This blog is defunct! Check out my new music blog at Sonicrampage.org.
Apologies for a couple days away from blogging, life (and work) intervened.
Anyways, David McDuff of the fine blog A Step At A Time, responded on Friday to my little micro-rant on the revisionist 'the Irish were once considered non-white' meme by posting a quotation from the excellent author and essayist Robert Rodriguez (an interesting discussion of whom can be seen here), that I actually disagree with quite strongly. But more on that in a second.
The central problem with Ignatiev's thesis is that he, as a self-professed anti-racist activist (he campaigns for the 'abolition of whiteness'), transfers his modern obsessions onto history in a very dishonest way. The Irish Catholic immigrants of the mid-19th century were hated by the Anglo-Saxon Protestant majority for religious reasons, not racial ones. The nativist movement was fixated on Catholic conspiracies, on the idea that the masses of Irish immigrants arriving in America were a beachhead for the subversion of the Republic and enslavement by the Pope (similar in some ways to the paranoia of their modern descendants, and their fears of a Mexican immigrant inspired reconquista of the Southwest).
One of the central theses of Ignatiev's work was that the Irish 'became white' by embracing anti-black racism, something learned on American soil. The central proof of this, in Ignatiev's eyes, was the opposition of huge numbers of working class Irish (and Germans, for that matter) to the abolitionist cause in the pre-war period. To identity politics types like Ignatiev, this is conclusive proof of a conscious adaptation of American racism in order to assimilate. Except it wasn't. Frothing right-wingers like to shout that views like Ignatiev's spring from Marxism, but what is notable about them is that, in their obsession with 'race' and 'ethnicity', they more or less completely ignore economic issues. The opposition of so many Irish in America to abolitionism, as opposed to the more positive reception the abolitionist cause received in Ireland itself, was down to the fact that Irish-Americans would be facing direct economic competition from the freed black slaves, to add to the competition they faced on the bottom rung of the job market from German immigrants and the native (in the sense of native-born) WASP working-class. This does not mean that, from a moral perspective, such opposition is defensible, merely that it was understandable.
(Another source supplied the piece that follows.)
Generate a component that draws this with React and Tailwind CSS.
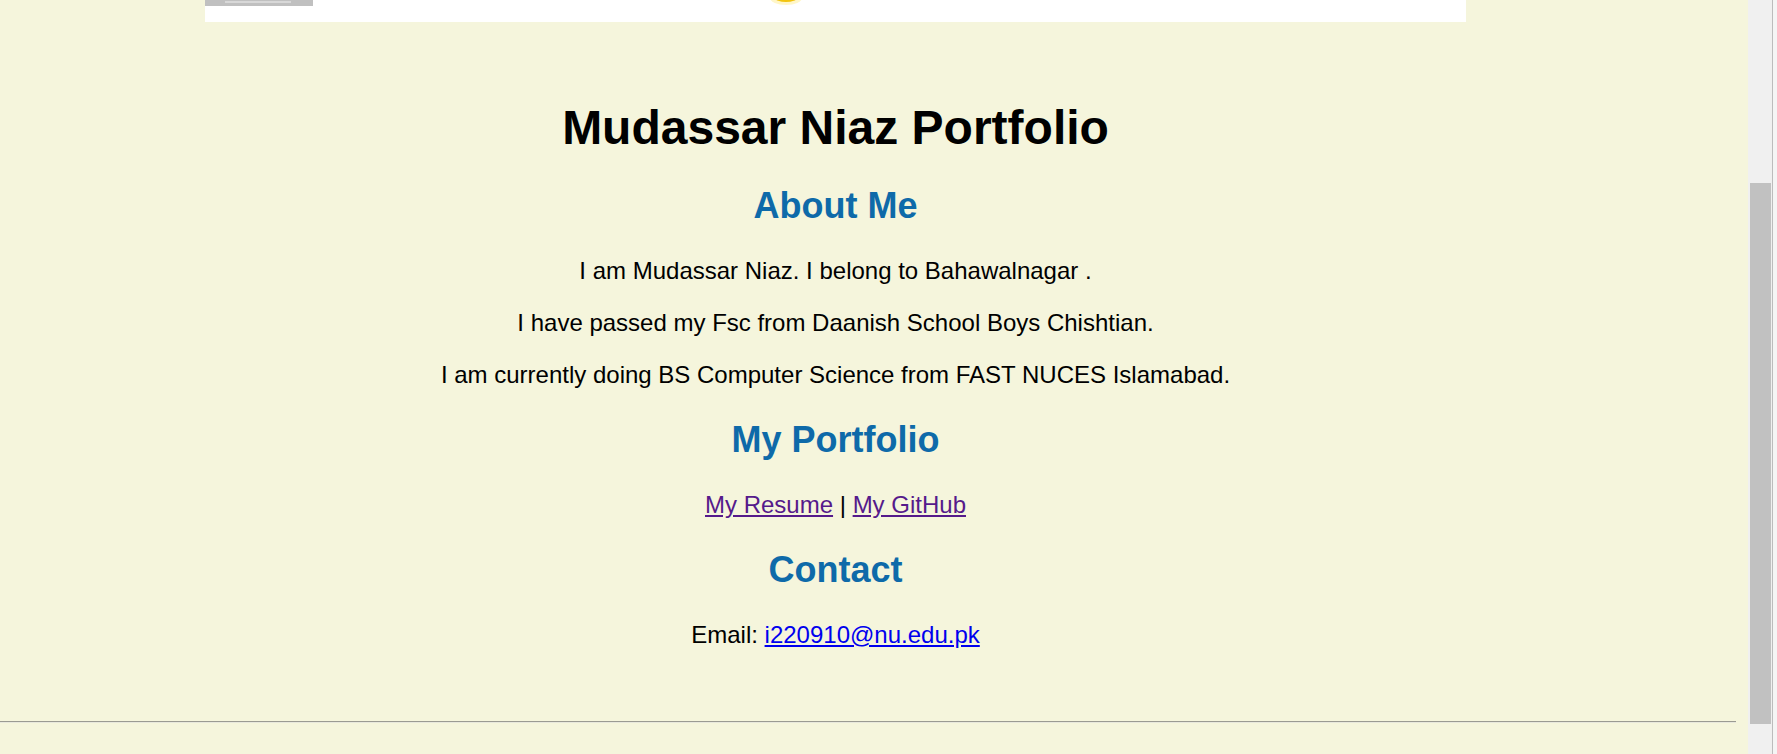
export default function App() {
  return (
    <div className="flex h-[754px] w-[1777px] overflow-hidden bg-[#f5f5dc] font-['Liberation_Sans',Arial,sans-serif] text-black">
      <div className="flex w-[1748px] flex-col">
        <div className="ml-[205px] w-[1261px] text-center">
          <svg width="1261" height="22" viewBox="0 0 1261 22" className="block">
            <rect x="0" y="0" width="1261" height="22" fill="#ffffff" />
            <rect x="0" y="0" width="108" height="6" fill="#c0c0c0" />
            <rect x="20" y="1" width="66" height="2" fill="#d8d8d8" />
            <ellipse cx="581" cy="-2" rx="16" ry="7" fill="#fff6c8" />
            <ellipse cx="581" cy="-2" rx="11" ry="4" fill="#f2c40f" />
          </svg>
          <h1 className="mb-[30px] mt-[78px] text-[48px] font-bold leading-[normal]">Mudassar Niaz Portfolio</h1>
          <h2 className="my-[30px] text-[36px] font-bold leading-[normal] text-[#0e6aa9]">About Me</h2>
          <p className="my-[24px] text-[24px] leading-[normal]">I am Mudassar Niaz. I belong to Bahawalnagar .</p>
          <p className="my-[24px] text-[24px] leading-[normal]">I have passed my Fsc from Daanish School Boys Chishtian.</p>
          <p className="my-[24px] text-[24px] leading-[normal]">I am currently doing BS Computer Science from FAST NUCES Islamabad.</p>
          <h2 className="my-[30px] text-[36px] font-bold leading-[normal] text-[#0e6aa9]">My Portfolio</h2>
          <p className="my-[24px] text-[24px] leading-[normal]">
            <a href="#" className="text-[#551a8b] underline">My Resume</a> | <a href="#" className="text-[#551a8b] underline">My GitHub</a>
          </p>
          <h2 className="my-[30px] text-[36px] font-bold leading-[normal] text-[#0e6aa9]">Contact</h2>
          <p className="mb-0 mt-[24px] text-[24px] leading-[normal]">
            Email: <a href="#" className="text-[#0000ee] underline">i220910@nu.edu.pk</a>
          </p>
        </div>
        <div className="mt-[72px] h-[2px] w-[1736px] border-t border-b border-t-[#9a9a92] border-b-[#e8e8dc]" />
      </div>
      <div className="flex h-full w-[29px]">
        <div className="h-full w-[24px] bg-[#f0f0f0] pt-[183px]">
          <div className="ml-[2px] h-[541px] w-[21px] bg-[#c1c1c1]" />
        </div>
        <div className="h-full w-[1px] bg-[#bcbcbc]" />
        <div className="h-full w-[4px] bg-[#f5f5f5]" />
      </div>
    </div>
  );
}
The wider point is that the Irish were not seen as non-white, but that they were seen as a separate people from the dominant Anglo-Saxon group. This latter idea has slowly filtered out over the past century, of Europe as being separated into separate races, but it was stronger in the nineteenth century. This does not mean that the Irish were seen as a non-white group, merely that they were outside of the white mainstream, principally because of their religion, not their nationality. After all, the Irish Protestant community, who had arrived in large numbers earlier in American history, were quickly absorbed into the mainstream of American life, despite their physical indistinguishability from their old Catholic rivals on the Emerald Isle. A similar process occurred among German immigrants, where Protestants were absorbed into American life quicker than Catholics. The discrimination the Irish Catholics faced in America sprung from religious fears and paranoia, and from the social problems of the Irish, not from racial theorizing.
The assimilation of the Irish occurred for several reasons (this was actually the subject of my MA dissertation, which I can email to anyone who is interested), but the principal one was time. The performance of Irish soldiers on the Union side in the Civil War proved powerfully effective in neutering the more fanatical elements of anti-Irish sentiment. The Irish also quickly maneuvred themselves into political power in municipalities across the country. The Church also played a crucial role. The Catholic Church hierarchy, which by the mid-19th century was dominated by Irish immigrants and their descendants, played a hugely important role in abating anti-Catholic sentiment by embracing American patriotism and encouraging their flocks to do the same.
This is not to deny that many Irish were not fiercely racist towards blacks throughout this period, but it is a gross oversimplification to say that Irish assimilation was simply a matter of the Irish abandoning their culture to become white Americans. The Irish were always white, what marked them out from the mainstream was, principally, the Catholic religion and also their Irish cultural background. As immigration from Ireland dried up and newer European immigrant groups began to take their place on the ships the Irish Catholic no longer seemed so strange to the Protestant majority. The idea of 'American' had also warped out to include the Catholic, as it would later expand to accept the Jew, and, as it has in recent decades, to include the Muslim, the Sikh, the Hindu, and the Buddhist.